Geometric efficiency for a circular detector and a ring source of arbitrary orientation and position

Abstract

Two distinct axisymmetric radiation vector potentials are derived for a circular ring source, both of which are given in terms of elliptic integrals. In combination with Stokes's theorem these potentials reduce the surface integral for the geometric efficiency of a ring source and a general detector to a line integral, though only a circular detector is analyzed in detail here. One of the potentials is bounded as the axis of symmetry is approached and it can also be expressed as an integral of Bessel functions. It is used to derive the ring source analogue of Ruby's formula and its noncoaxial generalization.

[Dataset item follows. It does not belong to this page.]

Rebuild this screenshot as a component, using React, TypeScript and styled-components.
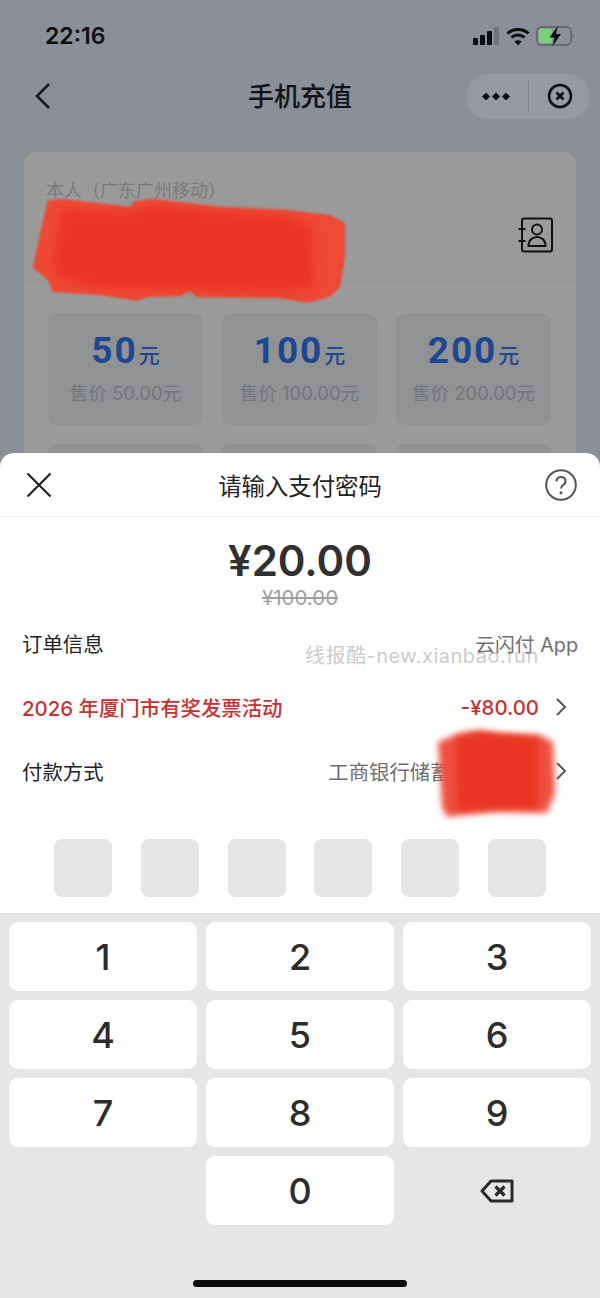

A trigonometric integral is given for the general noncoaxial case and closed form solutions are given for the coaxial case and the case where the ring source is in the detector plane. Numerical data is given for these cases. The second potential is singular along the entire ring axis and Stokes's theorem must be modified when using it whenever the ring axis intersects the detector or its boundary. This potential is used to derive a trigonometric integral for the geometric efficiency of the ring source and a circular detector in the general case where the source and the detector have arbitrary relative position and angular orientation. Numerical data is given for selected geometric parameters when the planes of the ring and disk are perpendicular and for the general case. The intersection of some results for point source radiation vector potentials with vector potentials arising in diffraction theory is given in an Appendix.